What decisions would other Trek captains have made if put in this situation?

Archer would have done the same as Sisko I feel. The Enterprise episode Damage (which features Casey Biggs no less (i.e. Damar)) as the captain of starship that Archer... I guess I shouldn't say because spoilers, but Damage is very similar to this episode in it's focus on difficult unethical decisions, not to mention it's fabulous portrayal of addiction and withdrawal symptons.
posted by juiceCake at 3:03 PM on September 6, 2016 [4 favorites]


Season 2 Janeway wouldn't have done it.

Final episode Admiral Janeway would have done it.
posted by biffa at 1:53 AM on September 7, 2016 [4 favorites]


I can definitely see Janeway doing it, and being less conflicted about it than Sisko.
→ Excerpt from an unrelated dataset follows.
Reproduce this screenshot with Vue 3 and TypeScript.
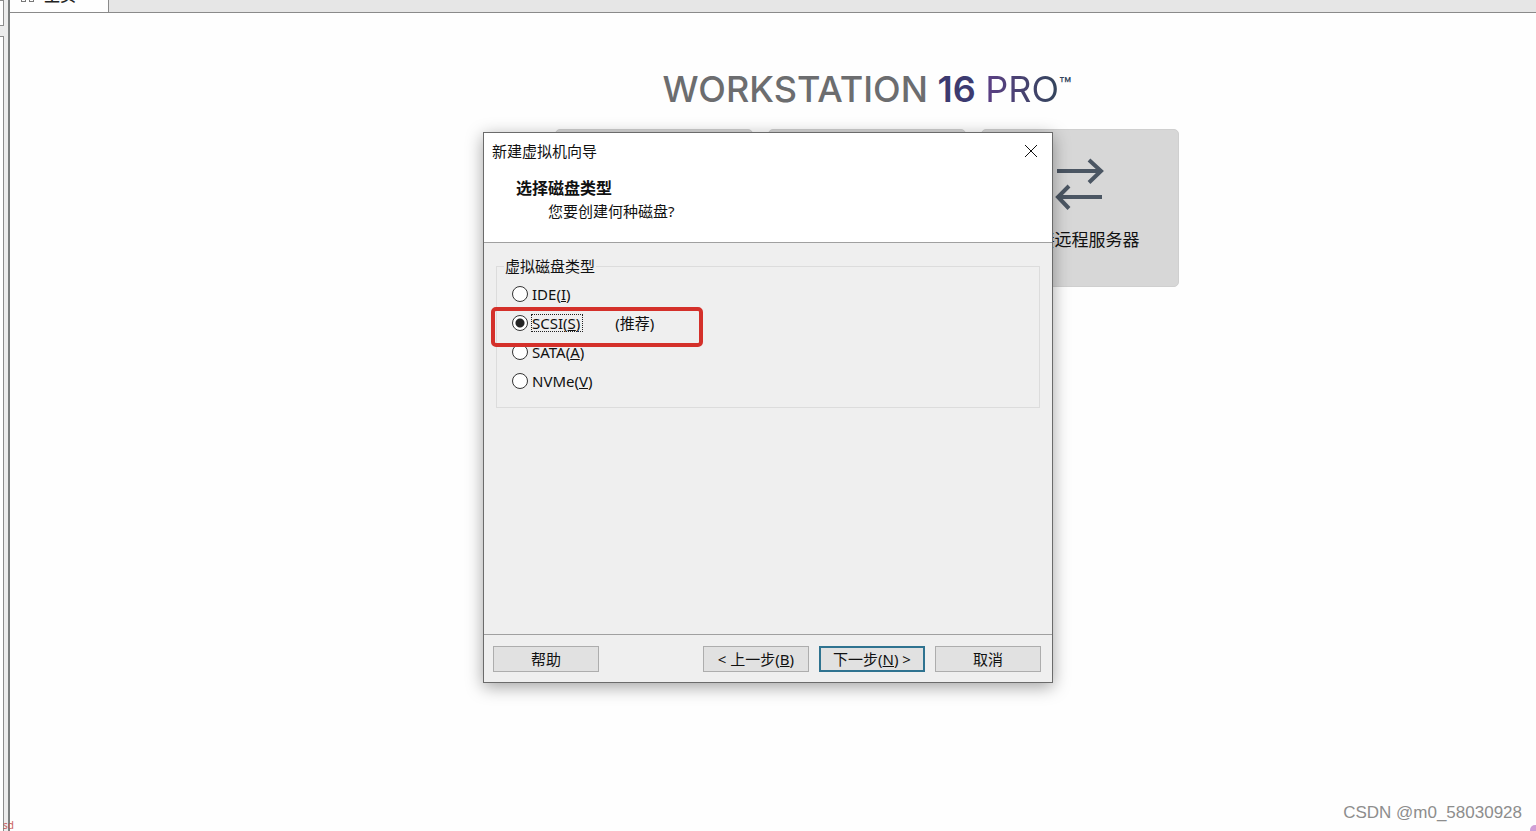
<script setup lang="ts">
import { ref } from 'vue'

interface DiskType {
  value: string
  label: string
  accessKey: string
  note?: string
}

const diskTypes: DiskType[] = [
  { value: 'ide', label: 'IDE', accessKey: 'I' },
  { value: 'scsi', label: 'SCSI', accessKey: 'S', note: '(推荐)' },
  { value: 'sata', label: 'SATA', accessKey: 'A' },
  { value: 'nvme', label: 'NVMe', accessKey: 'V' },
]

const selected = ref('scsi')
</script>

<template>
  <div class="app">
    <aside class="sidebar">
      <div class="search-pane"></div>
      <div class="tree-pane"></div>
      <span class="side-mark">sd</span>
    </aside>

    <main class="workspace">
      <nav class="tabs">
        <a class="tab" href="#home">
          <svg width="16" height="14" viewBox="0 0 16 14" fill="none" stroke="#777" aria-hidden="true">
            <rect x="1.5" y="0.5" width="4" height="4" />
            <rect x="9.5" y="0.5" width="4" height="4" />
            <rect x="1.5" y="8.5" width="4" height="4" />
            <rect x="9.5" y="8.5" width="4" height="4" />
          </svg>
          <span>主页</span>
        </a>
      </nav>

      <section class="home">
        <h1 class="brand">WORKSTATION <b>16</b> <span class="pro">PRO</span><span class="tm">™</span></h1>
        <div class="cards">
          <div class="card"></div>
          <div class="card"></div>
          <button class="card" type="button">
            <svg width="50" height="52" viewBox="0 0 50 52" fill="none" stroke="#4b5663" stroke-width="4" aria-hidden="true">
              <path d="M2 13H46M34 2L46 13L34 24.500" />
              <path d="M47 39H3M14 28L3 39L14 50.500" />
            </svg>
            <span>连接远程服务器</span>
          </button>
        </div>
      </section>
    </main>

    <div class="dialog" role="dialog" aria-labelledby="wizard-title">
      <header class="head">
        <div class="titlebar">
          <span id="wizard-title">新建虚拟机向导</span>
          <button class="close" type="button" aria-label="关闭">
            <svg width="14" height="14" viewBox="0 0 14 14" stroke="#111" aria-hidden="true">
              <path d="M1 1L13 13M13 1L1 13" />
            </svg>
          </button>
        </div>
        <h2>选择磁盘类型</h2>
        <p>您要创建何种磁盘?</p>
      </header>

      <div class="body">
        <fieldset>
          <legend>虚拟磁盘类型</legend>
          <label v-for="disk in diskTypes" :key="disk.value" class="option">
            <input v-model="selected" type="radio" name="disk" :value="disk.value" />
            <span class="name" :class="{ focused: disk.value === selected }">{{ disk.label }}(<u>{{ disk.accessKey }}</u>)</span>
            <span v-if="disk.note" class="note">{{ disk.note }}</span>
          </label>
          <div class="marker"></div>
        </fieldset>
      </div>

      <footer class="foot">
        <button type="button" class="btn help">帮助</button>
        <button type="button" class="btn">&lt; 上一步(<u>B</u>)</button>
        <button type="button" class="btn primary">下一步(<u>N</u>) &gt;</button>
        <button type="button" class="btn">取消</button>
      </footer>
    </div>

    <div class="watermark">CSDN @m0_58030928</div>
    <div class="corner"></div>
  </div>
</template>

<style>
body {
  margin: 0;
}
</style>

<style scoped>
.app {
  position: relative;
  display: flex;
  min-height: 100vh;
  overflow: hidden;
  background: #fefefe;
  color: #111;
  font: 15px/20px "Noto Sans", "Noto Sans CJK SC", sans-serif;
}

button {
  font: inherit;
  color: inherit;
}

.sidebar {
  position: relative;
  box-sizing: border-box;
  display: flex;
  flex-direction: column;
  gap: 10px;
  width: 10px;
  padding: 0 4px 0 0;
  border-right: 2px solid #7c7f7f;
  background: #ececec;
}

.search-pane,
.tree-pane {
  border: 1px solid #8c8c8c;
  border-left: 0;
  background: #fff;
}

.search-pane {
  height: 24px;
}

.tree-pane {
  flex: 1;
  border-bottom: 0;
}

.side-mark {
  position: absolute;
  left: 3px;
  bottom: 0;
  color: #c9605c;
  font-size: 10px;
  line-height: 12px;
}

.workspace {
  flex: 1;
  display: flex;
  flex-direction: column;
}

.tabs {
  display: flex;
  height: 12px;
  border-bottom: 1px solid #8a8a8a;
  background: #e6e6e6;
}

.tab {
  box-sizing: border-box;
  display: flex;
  align-items: flex-end;
  gap: 8px;
  width: 99px;
  height: 12px;
  padding: 0 0 9px 10px;
  overflow: hidden;
  border-right: 1px solid #8a8a8a;
  background: #fefefe;
  color: #222;
  text-decoration: none;
}

.tab svg,
.tab span {
  flex: none;
}

.tab span {
  font-size: 16px;
  font-weight: 500;
  line-height: 16px;
}

.home {
  display: flex;
  flex-direction: column;
  align-items: center;
  padding: 54px 0 0 188px;
}

.brand {
  margin: 0;
  color: #6c6d6f;
  font: 500 36px/44px Inter, sans-serif;
  white-space: nowrap;
}

.brand b {
  color: #3c3a70;
  font-weight: 600;
}

.pro {
  background: linear-gradient(90deg, #5c3f85, #33455c);
  background-clip: text;
  color: transparent;
  font-weight: 400;
}

.tm {
  color: #33455c;
  font-size: 20px;
  line-height: 20px;
  vertical-align: 10px;
}

.cards {
  display: flex;
  gap: 15px;
  margin-top: 18px;
}

.card {
  box-sizing: border-box;
  display: flex;
  flex-direction: column;
  align-items: center;
  gap: 18px;
  width: 198px;
  height: 158px;
  padding: 28px 0 0;
  border: 1px solid #cfcfcf;
  border-radius: 5px;
  background: #d7d7d7;
  font-size: 17px;
  line-height: 24px;
}

.dialog {
  position: absolute;
  top: 132px;
  left: 50%;
  box-sizing: border-box;
  display: flex;
  flex-direction: column;
  width: 570px;
  border: 1px solid #6b6b6b;
  background: #efefef;
  box-shadow: 0 4px 16px rgba(0, 0, 0, 0.36);
  transform: translateX(-50%);
}

.head {
  box-sizing: border-box;
  height: 110px;
  border-bottom: 1px solid #a0a0a0;
  background: #fff;
}

.titlebar {
  display: flex;
  align-items: center;
  justify-content: space-between;
  height: 36px;
  padding: 0 14px 0 8px;
}

.close {
  display: flex;
  padding: 0;
  border: 0;
  background: none;
}

.head h2 {
  margin: 9px 0 0 32px;
  font-size: 16px;
  line-height: 20px;
}

.head p {
  margin: 3px 0 0 64px;
}

.body {
  height: 391px;
  padding: 13px 12px 0;
  box-sizing: border-box;
}

fieldset {
  position: relative;
  margin: 0;
  padding: 3px 15px 12px;
  border: 1px solid #dcdcdc;
}

legend {
  margin-left: -8px;
  padding: 0 1px;
}

.option {
  display: flex;
  align-items: center;
  height: 29px;
}

input {
  appearance: none;
  box-sizing: border-box;
  width: 16px;
  height: 16px;
  margin: 0 3px 0 0;
  border: 1px solid #333;
  border-radius: 50%;
  background: #fff;
}

input:checked {
  background: radial-gradient(circle, #222 0 4px, #fff 5px);
}

.name {
  padding: 0 1px;
  line-height: 18px;
}

.focused {
  padding-right: 3px;
  outline: 1px dotted #222;
  outline-offset: -1px;
}

.note {
  margin-left: 32px;
}

.marker {
  position: absolute;
  top: 31px;
  left: -6px;
  box-sizing: border-box;
  width: 212px;
  height: 40px;
  border: 4px solid #d4302a;
  border-radius: 5px;
  pointer-events: none;
}

.foot {
  display: flex;
  gap: 10px;
  padding: 11px 11px 10px 9px;
  border-top: 1px solid #a0a0a0;
}

.btn {
  box-sizing: border-box;
  width: 106px;
  height: 26px;
  padding: 0;
  border: 1px solid #adadad;
  background: #e1e1e1;
  line-height: 20px;
  white-space: nowrap;
}

.help {
  margin-right: auto;
}

.primary {
  border: 2px solid #2f7390;
}

.watermark {
  position: absolute;
  right: 14px;
  bottom: 8px;
  color: #8d8d8d;
  font: 17px/20px "Liberation Sans", sans-serif;
}

.corner {
  position: absolute;
  right: -4px;
  bottom: -4px;
  width: 10px;
  height: 10px;
  border-radius: 50%;
  background: #cf9ed6;
}
</style>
Janeway could be ice cold when she felt the situation demanded it. I can see Picard going either way. If he did do it, I can picture him being very cold and businesslike about it (particularly in the Roddenberry days, when he was much more of a hardass soldier type) or I can see him being absolutely distraught about violating his ideals. Kirk may well have done it without a second thought. Kirk wasn't a big fan of Romulans in general, and was fine with engaging in underhanded tactics if he felt it served the greater good. The death of one (not very sympathetic) Romulan, to save billions? That wouldn't have been much of a quandary for Jams Tiberius Kirk!

Archer? That whole series is kind of a big blur to me now. I remember Archer being mostly an affable guy (Scott Bakula is affability made flesh). If he had darker moments, they've faded in my memory.
posted by Ursula Hitler at 3:33 AM on September 7, 2016 [3 favorites]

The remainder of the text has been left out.